Early work that focused on exceptionally advanced ability assumed that giftedness, creativity, and talent were innate and permanent. It focused on attempts to measure and quantify these attributes in order to identify certain people as gifted, creative, and/or talented relative to others, and advocated that labeled children be provided with enriched learning opportunities, often in segregated classrooms or special schools. Not surprisingly, many educators, as well as parents of children excluded from the special categories, considered the enterprise elitist, and found it untenable. That children from certain minorities, and from rural and less privileged backgrounds, were less likely to be assigned to the preferred categories added to the weight of the claims of elitism. Somewhat predictably, all of this led to political pressures to reduce or eliminate funding and support for gifted programs.

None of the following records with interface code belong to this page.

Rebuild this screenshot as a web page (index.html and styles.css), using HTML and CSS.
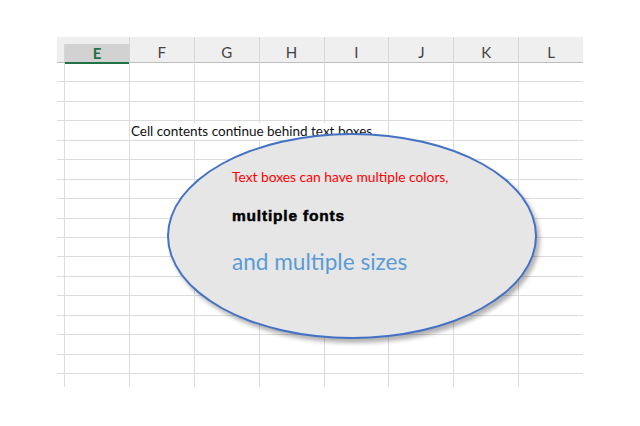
FILE: index.html
```html
<!DOCTYPE html>
<html>
<head>
<meta charset="utf-8">
<link rel="stylesheet" href="styles.css">
</head>
<body>
<div class="sheet">
  <div class="row head">
    <div class="c stub"></div>
    <div class="c sel">E</div>
    <div class="c">F</div>
    <div class="c">G</div>
    <div class="c">H</div>
    <div class="c">I</div>
    <div class="c">J</div>
    <div class="c">K</div>
    <div class="c">L</div>
  </div>
  <div class="row"><div class="c stub"></div><div class="c"></div><div class="c"></div><div class="c"></div><div class="c"></div><div class="c"></div><div class="c"></div><div class="c"></div><div class="c"></div></div>
  <div class="row"><div class="c stub"></div><div class="c"></div><div class="c"></div><div class="c"></div><div class="c"></div><div class="c"></div><div class="c"></div><div class="c"></div><div class="c"></div></div>
  <div class="row"><div class="c stub"></div><div class="c"></div><div class="c"></div><div class="c"></div><div class="c"></div><div class="c"></div><div class="c"></div><div class="c"></div><div class="c"></div></div>
  <div class="row"><div class="c stub"></div><div class="c"></div><div class="c txt"><span class="celltext">Cell contents continue behind text boxes</span></div><div class="c"></div><div class="c"></div><div class="c"></div><div class="c"></div><div class="c"></div><div class="c"></div></div>
  <div class="row"><div class="c stub"></div><div class="c"></div><div class="c"></div><div class="c"></div><div class="c"></div><div class="c"></div><div class="c"></div><div class="c"></div><div class="c"></div></div>
  <div class="row"><div class="c stub"></div><div class="c"></div><div class="c"></div><div class="c"></div><div class="c"></div><div class="c"></div><div class="c"></div><div class="c"></div><div class="c"></div></div>
  <div class="row"><div class="c stub"></div><div class="c"></div><div class="c"></div><div class="c"></div><div class="c"></div><div class="c"></div><div class="c"></div><div class="c"></div><div class="c"></div></div>
  <div class="row"><div class="c stub"></div><div class="c"></div><div class="c"></div><div class="c"></div><div class="c"></div><div class="c"></div><div class="c"></div><div class="c"></div><div class="c"></div></div>
  <div class="row"><div class="c stub"></div><div class="c"></div><div class="c"></div><div class="c"></div><div class="c"></div><div class="c"></div><div class="c"></div><div class="c"></div><div class="c"></div></div>
  <div class="row"><div class="c stub"></div><div class="c"></div><div class="c"></div><div class="c"></div><div class="c"></div><div class="c"></div><div class="c"></div><div class="c"></div><div class="c"></div></div>
  <div class="row"><div class="c stub"></div><div class="c"></div><div class="c"></div><div class="c"></div><div class="c"></div><div class="c"></div><div class="c"></div><div class="c"></div><div class="c"></div></div>
  <div class="row"><div class="c stub"></div><div class="c"></div><div class="c"></div><div class="c"></div><div class="c"></div><div class="c"></div><div class="c"></div><div class="c"></div><div class="c"></div></div>
  <div class="row"><div class="c stub"></div><div class="c"></div><div class="c"></div><div class="c"></div><div class="c"></div><div class="c"></div><div class="c"></div><div class="c"></div><div class="c"></div></div>
  <div class="row"><div class="c stub"></div><div class="c"></div><div class="c"></div><div class="c"></div><div class="c"></div><div class="c"></div><div class="c"></div><div class="c"></div><div class="c"></div></div>
  <div class="row"><div class="c stub"></div><div class="c"></div><div class="c"></div><div class="c"></div><div class="c"></div><div class="c"></div><div class="c"></div><div class="c"></div><div class="c"></div></div>
  <div class="row"><div class="c stub"></div><div class="c"></div><div class="c"></div><div class="c"></div><div class="c"></div><div class="c"></div><div class="c"></div><div class="c"></div><div class="c"></div></div>
  <div class="row last"><div class="c stub"></div><div class="c"></div><div class="c"></div><div class="c"></div><div class="c"></div><div class="c"></div><div class="c"></div><div class="c"></div><div class="c"></div></div>

  <div class="textbox">
    <p class="t1">Text boxes can have multiple colors,</p>
    <p class="t2">multiple fonts</p>
    <p class="t3">and multiple sizes</p>
  </div>
</div>
</body>
</html>
```

FILE: styles.css
```css
html, body {
  margin: 0;
  padding: 0;
  background: #ffffff;
}
body {
  font-family: "Lato", "Liberation Sans", sans-serif;
}
.sheet {
  position: relative;
  margin: 37px 0 0 57px;
  width: 526px;
}
.row {
  display: grid;
  grid-template-columns: 7px repeat(8, 1fr);
  height: 19.44px;
  box-sizing: border-box;
  border-bottom: 1px solid #dcdcdc;
}
.row.last {
  height: 13px;
  border-bottom: none;
}
.c {
  border-left: 1px solid #dcdcdc;
  box-sizing: border-box;
  min-width: 0;
}
.c.stub {
  border-left: none;
}
.row.head {
  height: 26px;
  background: #efefef;
  border-bottom: 1px solid #bdbdbd;
}
.row.head .c {
  border-left: 1px solid #d6d6d6;
  font-size: 15px;
  color: #444444;
  display: flex;
  align-items: center;
  justify-content: center;
  padding-top: 4px;
}
.row.head .c.stub {
  border-left: none;
}
.row.head .c.sel {
  background: #d2d2d2;
  color: #217346;
  font-weight: 700;
  margin-top: 7px;
  padding-top: 0;
  border-bottom: 2px solid #217346;
  margin-bottom: -1px;
}
.c.txt {
  display: flex;
  align-items: flex-end;
  white-space: nowrap;
}
.celltext {
  position: relative;
  z-index: 1;
  background: #ffffff;
  font-size: 13.5px;
  line-height: 17px;
  color: #111111;
  padding-left: 1px;
  padding-right: 2px;
}
.textbox {
  position: absolute;
  left: 110px;
  top: 96px;
  width: 370px;
  height: 206px;
  box-sizing: border-box;
  border: 2px solid #4472c4;
  border-radius: 50%;
  background: #e6e6e6;
  box-shadow: 3px 4px 4px rgba(0, 0, 0, 0.3);
  z-index: 2;
  padding: 33px 0 0 63px;
}
.textbox p {
  margin: 0;
  white-space: nowrap;
}
.t1 {
  color: #ff0000;
  font-size: 13.8px;
  line-height: 18px;
}
.t2 {
  margin-top: 21px !important;
  font-family: "Liberation Sans", sans-serif;
  font-weight: 700;
  font-size: 15.5px;
  letter-spacing: 0.8px;
  -webkit-text-stroke: 0.5px #000000;
  line-height: 18px;
  color: #000000;
}
.t3 {
  margin-top: 23px !important;
  color: #5b9bd5;
  font-size: 22.6px;
  line-height: 27px;
}
```
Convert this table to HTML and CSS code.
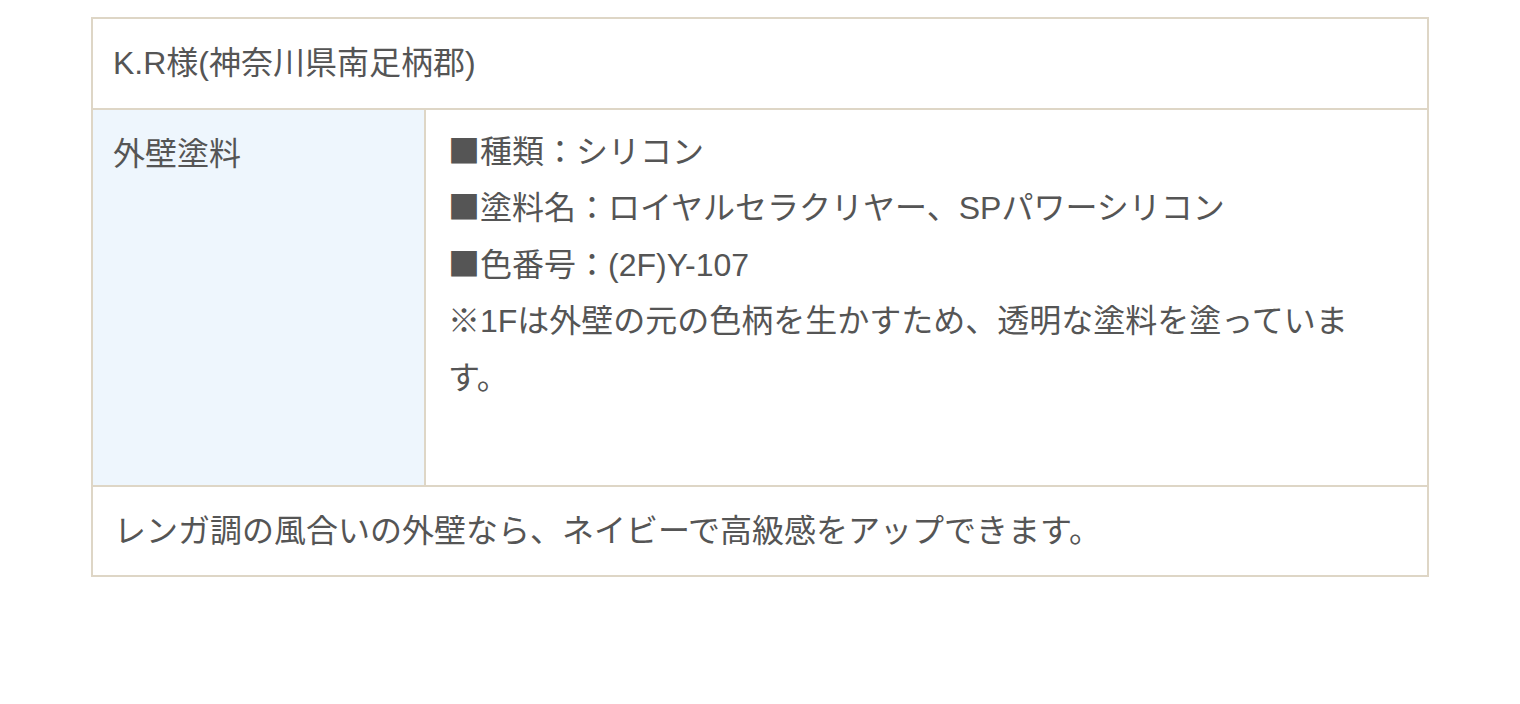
FILE: index.html
```html
<!DOCTYPE html>
<html lang="ja">
<head>
<meta charset="utf-8">
<title>施工事例</title>
<link rel="stylesheet" href="styles.css">
</head>
<body>
<div class="wrap">
  <table class="case">
    <colgroup>
      <col class="col-label">
      <col>
    </colgroup>
    <tr>
      <th class="head" colspan="2">K.R様(神奈川県南足柄郡)</th>
    </tr>
    <tr>
      <th class="label">外壁塗料</th>
      <td class="detail"><span class="mark">■</span>種類：シリコン<br><span class="mark">■</span>塗料名：ロイヤルセラクリヤー、SPパワーシリコン<br><span class="mark">■</span>色番号：(2F)Y-107<br>※1Fは外壁の元の色柄を生かすため、透明な塗料を塗っています。</td>
    </tr>
    <tr>
      <td class="foot" colspan="2">レンガ調の風合いの外壁なら、ネイビーで高級感をアップできます。</td>
    </tr>
  </table>
</div>
</body>
</html>
```
FILE: styles.css
```css
html, body {
  margin: 0;
  padding: 0;
  background: #fff;
}
body {
  font-family: "Liberation Sans", "Noto Sans CJK JP", sans-serif;
  color: #555;
  font-size: 32px;
  line-height: 56.5px;
}
.wrap {
  padding: 17px 91px 0;
}
.case {
  width: 100%;
  border-collapse: collapse;
  table-layout: fixed;
}
.col-label {
  width: 333px;
}
.case th, .case td {
  border: 2px solid #ded6c6;
  font-weight: normal;
  text-align: left;
  vertical-align: top;
}
.head {
  padding: 16px 20px;
  height: 56px;
}
.label {
  background: #eef6fd;
  padding: 16px 20px;
}
.detail {
  padding: 14px 24px 16px 22px;
  height: 345px;
}
.mark {
  font-family: "Noto Sans CJK JP", sans-serif;
  line-height: 1;
}
.foot {
  padding: 16px 21px;
  height: 55px;
}
```
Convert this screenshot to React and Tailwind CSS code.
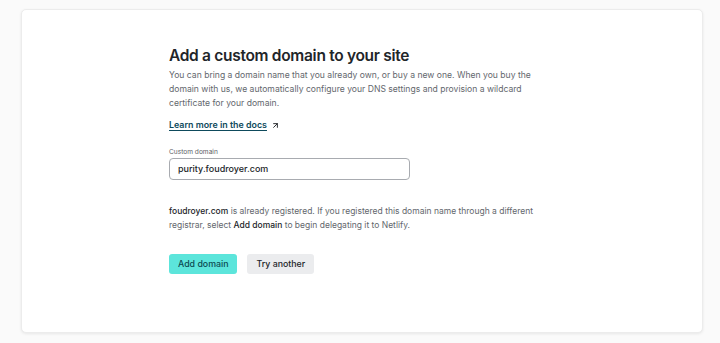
import { ArrowUpRight } from 'lucide-react';

function App() {
  return (
    <div
      className="min-h-screen bg-[#fafafa] pt-[9px] pl-[21px] pr-[17px]"
      style={{ fontFamily: 'Inter, "Noto Sans", sans-serif' }}
    >
      {/* Card */}
      <div className="h-[324px] bg-white rounded-[5px] border border-[#ececec] shadow-[0_1px_3px_rgba(0,0,0,0.08)] pl-[147px] pt-[34px]">
        <div className="w-[380px]">
          <h1 className="text-[15.5px] leading-[24px] font-semibold text-[#222529] tracking-[-0.3px]">
            Add a custom domain to your site
          </h1>
          <p className="mt-[0px] text-[8.6px] leading-[14px] text-[#63676d]">
            You can bring a domain name that you already own, or buy a new one. When you buy the
            domain with us, we automatically configure your DNS settings and provision a wildcard
            certificate for your domain.
          </p>

          <a
            href="#"
            className="mt-[8px] inline-flex items-center gap-[4px] text-[8.9px] leading-[14px] font-semibold text-[#0e4a5c] underline decoration-[1.2px] underline-offset-2"
          >
            Learn more in the docs
            <ArrowUpRight size={9} strokeWidth={2.5} className="text-[#222529]" />
          </a>

          {/* Custom domain field */}
          <div className="mt-[13px]">
            <label className="block text-[6.6px] leading-[10px] text-[#5d6167]">Custom domain</label>
            <div className="mt-[1px] w-[241px] h-[22px] border border-[#a8abb0] rounded-[4px] flex items-center px-[8px]">
              <span className="text-[9px] font-medium text-[#222529]">purity.foudroyer.com</span>
            </div>
          </div>

          <p className="mt-[24px] text-[8.5px] leading-[14px] text-[#63676d]">
            <span className="font-medium text-[#222529]">foudroyer.com</span> is already registered.
            If you registered this domain name through a different registrar, select{' '}
            <span className="font-medium text-[#222529]">Add domain</span> to begin delegating it to
            Netlify.
          </p>

          <div className="mt-[22px] flex gap-[10px]">
            <button className="h-[20px] px-[9px] rounded-[3px] bg-[#5ce5db] text-[8.8px] font-medium text-[#0c4a52]">
              Add domain
            </button>
            <button className="h-[20px] px-[9px] rounded-[3px] bg-[#ebecee] text-[8.8px] font-medium text-[#222529]">
              Try another
            </button>
          </div>
        </div>
      </div>
    </div>
  );
}

export default App;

During the past quarter century or so, many factors have come together to challenge the perspective that some children are born more intelligent, creative, or talented than others. One factor was the popularity of Howard Gardner's theory of multiple intelligences, the idea that people can be intelligent in a number of different domains. Another challenge came from the neurosciences, with discoveries that the human brain is built by a complex and dynamic interaction between constitutional and environmental factors. Research findings in cognitive psychology and brain development show that although individual differences do appear to exist at birth, they are more malleable than once thought. Intelligence is not as unidimensional or as fixed at birth as was earlier assumed, but is considerably more domain-specific, plastic, and environmentally responsive.

Similarly, researchers studying expertise have discovered that ability is incrementally developed, built on effort, practice, and persistence, along with attitudes of problem finding and problem solving. Allied with this, studies of motivation are demonstrating that attitudes toward intelligence make an enormous difference in achievement outcomes. There is now a robust body of evidence demonstrating that people with a growth mindset—believing that intelligence develops, that ability is constructed one step at a time, with appropriate opportunities to learn and hard work over time—do better academically, as well as in many other areas of their lives, than do those with a fixed mindset, who believe that intelligence is fixed at birth, and differentially apportioned.

Another difference between the historic approach and the developmental approach concerns perceptions of the origins of giftedness, creativity, and talent. Although the historic emphasis was on genetic superiority, most psychology and education professionals today agree that both nature and nurture are critically important, and are increasingly focused on the developmental nature of intelligence, its dependence on opportunities to learn, and the importance of the goodness of fit with the environment. As we move from a notion of innate genetic causality toward understanding the importance of environmental dimensions interacting over time, giftedness, creativity, and talent become less mysterious and exclusive, and more widely available.